Creech’s past convictions and suspected murders

Just months before killing Jensen, Creech used a razor blade mounted to a toothbrush – similar to a weapon Creech said Jensen tried to attack him with – to slash a different prisoner in the neck, arm and abdomen, Longhurst said. The Prosecutor’s Office declined to charge Creech for that assault, she said.

Creech was initially convicted in Idaho for the November 1974 double-murder of Edward Thomas Arnold, 34, and John Wayne Bradford, 40, in Valley County. He received the death penalty but had his sentence reduced to life in prison when the U.S. Supreme Court later ruled that death sentences may not be mandatory for a crime, as Idaho had in place at the time.

Creech was later convicted of a murder each in Oregon and California.

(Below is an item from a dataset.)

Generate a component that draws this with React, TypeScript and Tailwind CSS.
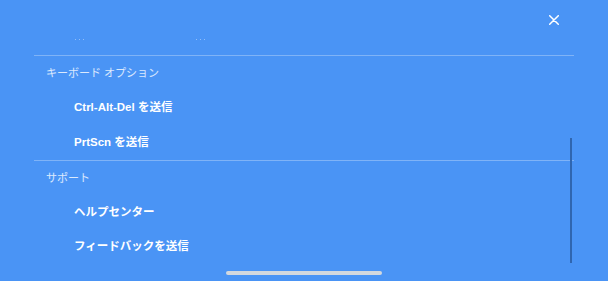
import React from "react";

const font = { fontFamily: '"Liberation Sans", "Noto Sans CJK JP", sans-serif' };

function Header({ children }: { children: React.ReactNode }) {
  return (
    <div className="h-[34.5px] flex items-center pl-[12px] text-[11px] text-white/80" style={font}>
      {children}
    </div>
  );
}

function Item({ children }: { children: React.ReactNode }) {
  return (
    <div className="h-[34.5px] flex items-center pl-[40px] text-[11.5px] font-bold text-white" style={font}>
      {children}
    </div>
  );
}

export default function App() {
  return (
    <div className="relative w-[608px] h-[281px] overflow-hidden bg-[#4a94f5]">
      <div className="px-[34px]">
        <div className="h-[32px] flex justify-end items-start pt-[15px] pr-[15px]">
          <svg width="10" height="10" viewBox="0 0 10 10">
            <path d="M0.7 0.7 L9.3 9.3 M9.3 0.7 L0.7 9.3" stroke="white" strokeWidth="1.5" strokeLinecap="round" />
          </svg>
        </div>
        <div className="h-[23px] flex items-end pb-[15px] gap-[112px] pl-[41px]">
          <div className="flex gap-[3px] opacity-40">
            <span className="w-[1px] h-[1px] bg-white" />
            <span className="w-[1px] h-[1px] bg-white" />
            <span className="w-[1px] h-[1px] bg-white" />
          </div>
          <div className="flex gap-[3px] opacity-40">
            <span className="w-[1px] h-[1px] bg-white" />
            <span className="w-[1px] h-[1px] bg-white" />
            <span className="w-[1px] h-[1px] bg-white" />
          </div>
        </div>
        <div className="h-px bg-[#7fb3f7]" />
        <Header>キーボード オプション</Header>
        <Item>Ctrl-Alt-Del を送信</Item>
        <Item>PrtScn を送信</Item>
        <div className="h-px bg-[#7fb3f7]" />
        <Header>サポート</Header>
        <Item>ヘルプセンター</Item>
        <Item>フィードバックを送信</Item>
      </div>
      <div className="absolute left-[570px] top-[138px] w-[2px] h-[125px] bg-[#2f66b0]" />
      <div className="absolute left-[226px] top-[271px] w-[156px] h-[4px] rounded-full bg-[#d3d8de]" />
    </div>
  );
}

Creech claimed at times, including under oath, to having killed as many as 42 people. He later revised the total to 26 murders he committed or at least participated in.

Longhurst detailed during her presentations before the parole board that Creech was responsible for at least 11 murders. One was the stabbing death of a 70-year-old man in Arizona – for which Creech was acquitted by a jury – and the shooting of a 21-year-old man in San Bernardino County, California, that has gone unsolved for nearly 50 years, which the prosecution revealed for the first time at the hearing.

Creech’s attorneys with the Federal Defender Services called the allegations brought by prosecutors against their client for the San Bernardino cold case “troubling” and “irresponsible” given the lack of “any real evidence” presented at the clemency hearing.

“We are confident the parole commission will see through the prosecutors’ ruse and judge Mr. Creech based on the man he is in 2024, whose execution would accomplish nothing but more death and devastation,” Deborah A. Czuba, supervising attorney for the legal nonprofit’s death penalty unit, said in a statement last week.